Repeat length versus repeat width
This is the distinction that saves the most regret. A miter saw repeats length well. A table saw repeats width well. Finish carpentry rewards repeat length. Furniture and cabinet parts reward repeat width. Compound trim angles belong on the miter saw because the stock motion stays simpler, not because the table saw lacks accuracy.
Best-fit scenario box
- Small garage, trim and repair work: miter saw first
- Cabinet and shelving bench: table saw first
- Mixed DIY with little floor space: miter saw first unless plywood is routine
- Dedicated shop with feed room front and back: table saw first
What You Give Up Either Way
Accept the trade-off before you buy. A miter saw gives up ripping efficiency and sheet-goods convenience. A table saw gives up easy storage and fast repositioning.
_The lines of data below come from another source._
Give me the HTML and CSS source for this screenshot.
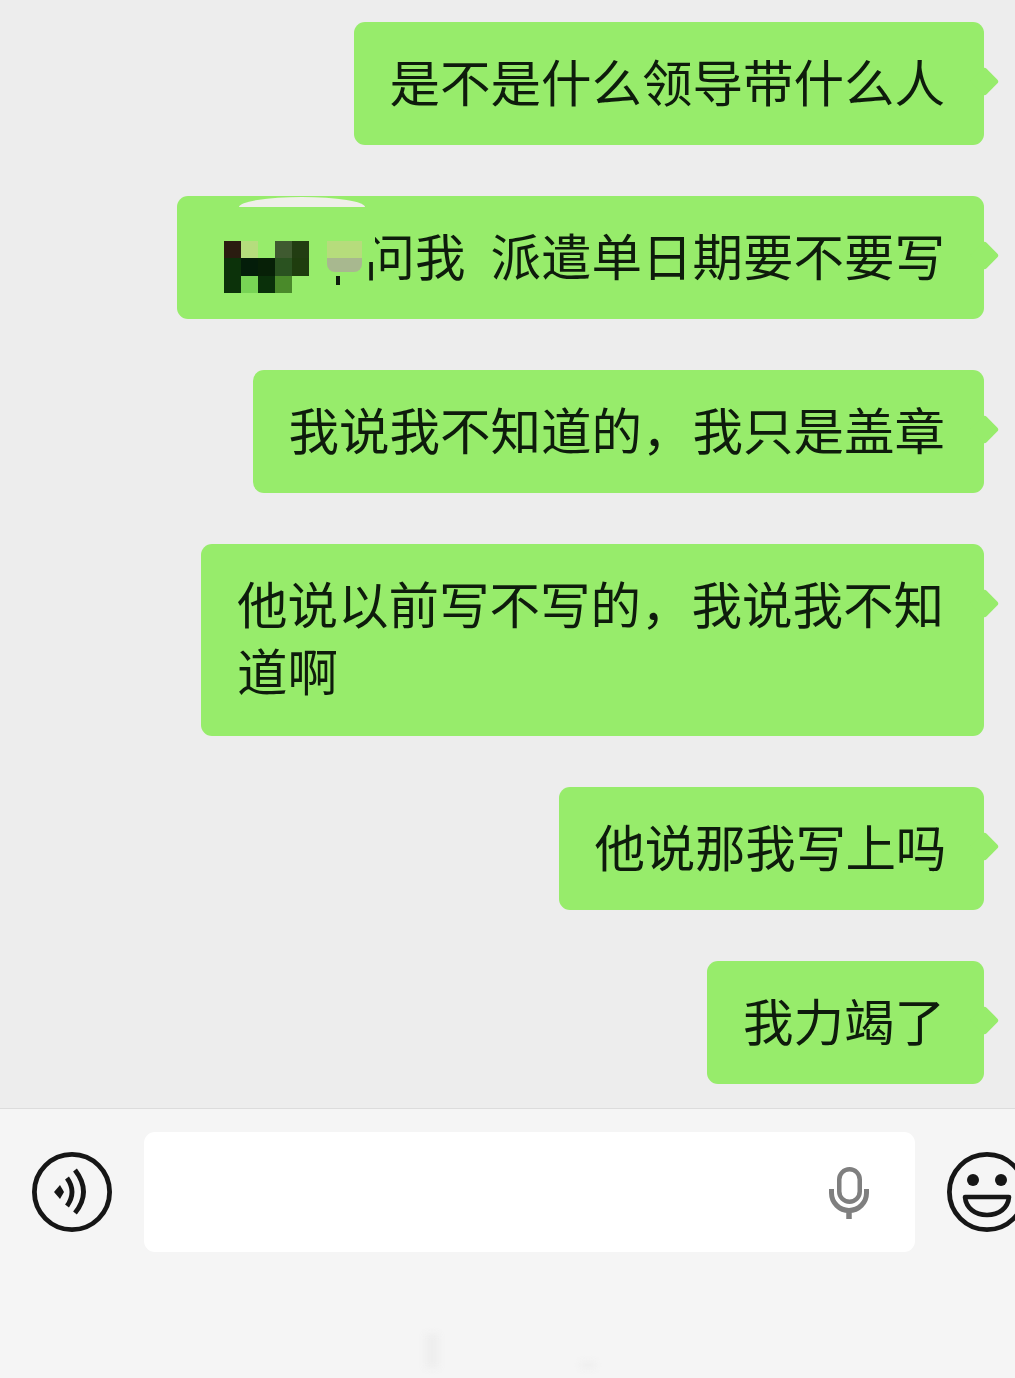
FILE: index.html
```html
<!DOCTYPE html>
<html lang="zh-CN">
<head>
<meta charset="utf-8">
<title>聊天</title>
<link rel="stylesheet" href="styles.css">
</head>
<body>
<main class="chat">
  <div class="messages">
    <div class="bubble">是不是什么领导带什么人</div>
    <div class="bubble"><span class="hidden-name"></span>问我<span class="gap"></span>派遣单日期要不要写
      <div class="mask-arc"></div>
      <div class="mask-wash"></div>
      <span class="stray"></span>
      <div class="mosaic">
        <i class="c1"></i><i class="c2"></i><i class="c3"></i><i class="c4"></i><i class="c5"></i>
        <i class="c6"></i><i class="c7"></i><i class="c8"></i><i class="c9"></i><i class="c10"></i>
        <i class="c6"></i><i class="c11"></i><i class="c12"></i><i class="c13"></i><i class="c3"></i>
      </div>
      <div class="mosaic-side"><i class="s1"></i><i class="s2"></i></div>
    </div>
    <div class="bubble">我说我不知道的，我只是盖章</div>
    <div class="bubble bubble-wrapped">他说以前写不写的，我说我不知道啊</div>
    <div class="bubble bubble-tight">他说那我写上吗</div>
    <div class="bubble">我力竭了</div>
  </div>
  <footer class="composer">
    <svg class="round-icon" viewBox="0 0 80 80" aria-hidden="true">
      <circle cx="40" cy="40" r="37.6" fill="none" stroke="#161616" stroke-width="4.8"/>
      <path d="M22 40 L28 33 L32 40 L28 47 Z" fill="#161616"/>
      <path d="M35 26 Q45 40 35 54" fill="none" stroke="#161616" stroke-width="4.8"/>
      <path d="M43 18 Q60 40 43 61" fill="none" stroke="#161616" stroke-width="4.8"/>
    </svg>
    <div class="input">
      <svg class="mic" viewBox="0 0 42 54" aria-hidden="true">
        <rect x="11.25" y="4.25" width="20.5" height="32.5" rx="10.25" fill="none" stroke="#7f7f7f" stroke-width="4.5"/>
        <path d="M3.5 24 V28 A17.5 17.5 0 0 0 38.5 28 V24" fill="none" stroke="#7f7f7f" stroke-width="5"/>
        <path d="M21 44 V54" fill="none" stroke="#7f7f7f" stroke-width="5.5"/>
      </svg>
    </div>
    <svg class="round-icon" viewBox="0 0 80 80" aria-hidden="true">
      <circle cx="40" cy="40" r="37.6" fill="none" stroke="#161616" stroke-width="4.8"/>
      <circle cx="26" cy="28" r="6" fill="#161616"/>
      <circle cx="54" cy="28" r="6" fill="#161616"/>
      <path d="M18 45 H62 C61 56 52 63 40 63 C28 63 19 56 18 45 Z" fill="none" stroke="#161616" stroke-width="4.6" stroke-linejoin="round"/>
    </svg>
    <span class="smudge smudge-a"></span>
    <span class="smudge smudge-b"></span>
  </footer>
</main>
</body>
</html>
```
FILE: styles.css
```css
* { box-sizing: border-box; }

html, body {
  margin: 0;
  height: 100%;
}

body {
  overflow: hidden;
  background: #ededed;
  font-family: "Noto Sans CJK SC", "Liberation Sans", sans-serif;
}

.chat {
  display: flex;
  flex-direction: column;
  width: 1015px;
  height: 1378px;
}

.messages {
  display: flex;
  flex-direction: column;
  align-items: flex-end;
  gap: 51px;
  height: 1108px;
  padding: 22px 31px 0 0;
  flex-shrink: 0;
}

.bubble {
  position: relative;
  padding: 25px 39px 31px 36px;
  border-radius: 11px;
  background: #97ec6b;
  color: #0e1c0c;
  font-size: 50.5px;
  line-height: 67px;
}

.bubble::after {
  content: "";
  position: absolute;
  top: 49px;
  right: -11px;
  width: 21px;
  height: 21px;
  border-radius: 3px;
  background: #97ec6b;
  transform: rotate(45deg);
}

.bubble-wrapped {
  width: 783px;
  padding-right: 38px;
  padding-bottom: 33px;
}

.bubble-tight {
  padding-right: 38px;
  letter-spacing: -0.3px;
}

.hidden-name {
  display: inline-block;
  width: 152px;
}

.gap {
  display: inline-block;
  width: 25px;
}

.mask-arc {
  position: absolute;
  top: 1px;
  left: 62px;
  width: 126px;
  height: 10px;
  border-radius: 50% 50% 0 0 / 100% 100% 0 0;
  background: #efefe9;
}

.mask-wash {
  position: absolute;
  top: 36px;
  left: 183px;
  width: 15px;
  height: 30px;
  background: #97ec6b;
}

.stray {
  position: absolute;
  top: 80px;
  left: 159px;
  width: 4px;
  height: 9px;
  background: #0e1c0c;
}

.mosaic {
  position: absolute;
  top: 45px;
  left: 47px;
  display: grid;
  grid-template-columns: repeat(5, 17.2px);
  grid-template-rows: repeat(3, 17.3px);
}

.mosaic .c1 { background: #2a1c10; }
.mosaic .c2 { background: #b5dd7d; }
.mosaic .c3 { background: transparent; }
.mosaic .c4 { background: #3f5a30; }
.mosaic .c5 { background: #223d12; }
.mosaic .c6 { background: #0c320a; }
.mosaic .c7 { background: #041d0a; }
.mosaic .c8 { background: #072007; }
.mosaic .c9 { background: #2a5220; }
.mosaic .c10 { background: #1f3d0e; }
.mosaic .c11 { background: #78d455; }
.mosaic .c12 { background: #0a300a; }
.mosaic .c13 { background: #4a8a2a; }

.mosaic-side {
  position: absolute;
  top: 45px;
  left: 150px;
  display: flex;
  flex-direction: column;
  width: 35px;
}

.mosaic-side .s1 {
  height: 17px;
  background: #b6dc7c;
}

.mosaic-side .s2 {
  height: 14px;
  border-radius: 0 0 8px 8px;
  background: #a8b88f;
}

.composer {
  position: relative;
  display: flex;
  align-items: flex-start;
  gap: 32px;
  flex: 1;
  padding: 23px 0 0 32px;
  overflow: hidden;
  border-top: 1px solid #dcdcdc;
  background: #f5f5f5;
}

.round-icon {
  flex-shrink: 0;
  width: 80px;
  height: 80px;
  margin-top: 20px;
}

.input {
  display: flex;
  align-items: center;
  justify-content: flex-end;
  flex-shrink: 0;
  width: 771px;
  height: 120px;
  padding-right: 45px;
  border-radius: 11px;
  background: #fff;
}

.mic {
  width: 42px;
  height: 54px;
}

.smudge {
  position: absolute;
  background: #eeeeee;
  filter: blur(3px);
}

.smudge-a {
  top: 225px;
  left: 425px;
  width: 14px;
  height: 34px;
}

.smudge-b {
  top: 253px;
  left: 580px;
  width: 16px;
  height: 6px;
}
```
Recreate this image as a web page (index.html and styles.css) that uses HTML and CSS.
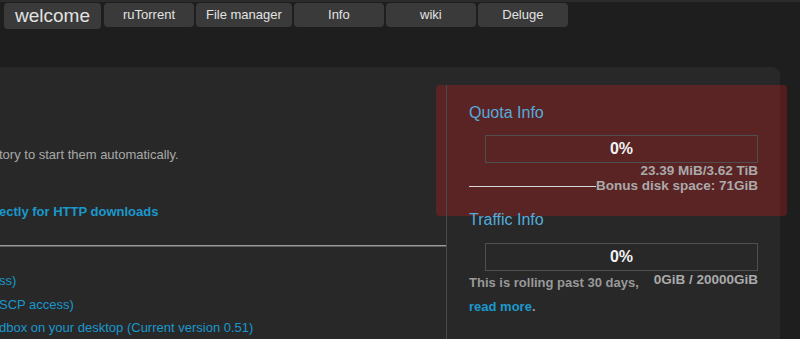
FILE: index.html
```html
<!DOCTYPE html>
<html lang="en">
<head>
    <meta charset="UTF-8">
    <meta name="viewport" content="width=device-width, initial-scale=1.0">
    <title>welcome</title>

<link rel="stylesheet" href="styles.css">

</head>
<body>
    <nav class="tabs">
        <a class="tab tab-home" href="#">welcome</a>
        <a class="tab" href="#">ruTorrent</a>
        <a class="tab" href="#">File manager</a>
        <a class="tab" href="#">Info</a>
        <a class="tab" href="#">wiki</a>
        <a class="tab" href="#">Deluge</a>
    </nav>

    <div class="panel">
        <div class="main-col">
            <p class="intro">tory to start them automatically.</p>
            <p class="http"><a href="#">ectly for HTTP downloads</a></p>
            <hr class="divider">
            <ul class="links">
                <li><a href="#">ss)</a></li>
                <li><a href="#">SCP access)</a></li>
                <li><a href="#">dbox on your desktop (Current version 0.51)</a></li>
            </ul>
        </div>

        <div class="side-col">
            <div class="highlight"></div>

            <h3>Quota Info</h3>
            <div class="bar">0%</div>
            <div class="stats">23.39 MiB/3.62 TiB</div>
            <div class="bonus">
                <span class="rule"></span>
                <span>Bonus disk space: 71GiB</span>
            </div>

            <h3 class="traffic">Traffic Info</h3>
            <div class="bar">0%</div>
            <div class="stats stats-right">0GiB / 20000GiB</div>
            <p class="note">This is rolling past 30 days, <a href="#">read more</a>.</p>
        </div>
    </div>
</body>
</html>
```

FILE: styles.css
```css
 body{
   margin: 0;
   font-family: "Liberation Sans", Arial, sans-serif;
   font-size: 13px;
   background-color: #1e1e1e;
   color: #a8a8a8;
   border-top: 2px solid #2b2b2b;
   overflow: hidden;
 }

 a{
   color: #1a98cd;
   text-decoration: none;
 }

 .tabs{
   display: flex;
   align-items: flex-start;
   gap: 2px;
   padding: 1px 0 0 4px;
 }

 .tab{
   min-width: 70px;
   height: 24px;
   line-height: 24px;
   padding: 0 10px;
   text-align: center;
   background-color: #3a3a3a;
   color: #e2e2e2;
   border-radius: 4px;
   font-size: 13px;
 }

 .tab-home{
   height: 26px;
   line-height: 26px;
   padding: 0 11px;
   font-size: 19px;
   margin-right: 1px;
 }

 .panel{
   position: relative;
   z-index: 0;
   display: flex;
   margin: 38px 20px 0 -20px;
   height: 300px;
   background-color: #282828;
   border-radius: 8px;
 }

 .main-col{
   flex: 0 0 466px;
   box-sizing: border-box;
   padding: 80px 0 0 19px;
   line-height: 15px;
 }

 .intro{
   margin: 0;
 }

 .http{
   margin: 42px 0 0;
   font-weight: bold;
 }

 .divider{
   margin: 26px 0 0 1px;
   border: none;
   border-top: 1px solid #9a9a9a;
   border-bottom: 1px solid #5e5e5e;
 }

 .links{
   list-style-type: none;
   margin: 22px 0 0;
   padding: 0;
   line-height: 23.5px;
 }

 .side-col{
   position: relative;
   flex: 1;
   margin-top: 18px;
   padding: 19px 22px 0;
   border-left: 1px solid #4a4a4a;
 }

 .side-col h3{
   margin: 0;
   font-size: 16px;
   font-weight: normal;
   line-height: 18px;
   color: #55abdc;
 }

 .side-col .traffic{
   margin-top: 18px;
 }

 .bar{
   box-sizing: border-box;
   height: 28px;
   margin: 13px 0 0 16px;
   border: 1px solid #4f4f4f;
   text-align: center;
   line-height: 26px;
   font-size: 16px;
   font-weight: bold;
   color: #f2f2f2;
 }

 .traffic + .bar{
   margin-top: 14px;
 }

 .stats{
   text-align: right;
   font-weight: bold;
   font-size: 13.5px;
   line-height: 15px;
   color: #aaa;
 }

 .stats-right{
   float: right;
   margin-top: 1px;
 }

 .bonus{
   display: flex;
   align-items: center;
   line-height: 15px;
   font-size: 13.5px;
   font-weight: bold;
   color: #aaa;
 }

 .rule{
   flex: 1;
   height: 1px;
   margin-top: 1px;
   background-color: #d8d8d8;
 }

 .note{
   margin: 0;
   line-height: 24px;
   font-weight: bold;
   color: #999;
 }

 .highlight{
   position: absolute;
   z-index: -1;
   top: 0;
   left: -11px;
   width: 351px;
   height: 131px;
   border-radius: 4px;
   background-color: rgba(210, 30, 32, 0.3);
 }
```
Trade-off block Miter saws reduce setup friction. They add limits on board width and panel work. Table saws increase cut capability for widths. They add space demand, alignment care, and more attention at the blade.
The first week exposes these costs. Long boards need support. Dust lands farther than expected. A saw that needs a fence check before every project turns a quick repair into a calibration routine. The real budget drain is the saw that sits unused because the setup feels like a chore.
Safety follows the same pattern. Table saw work demands a controlled feed path and a clear offcut route. Miter saw work demands clamping and enough support for long stock, plus care with short offcuts near the blade.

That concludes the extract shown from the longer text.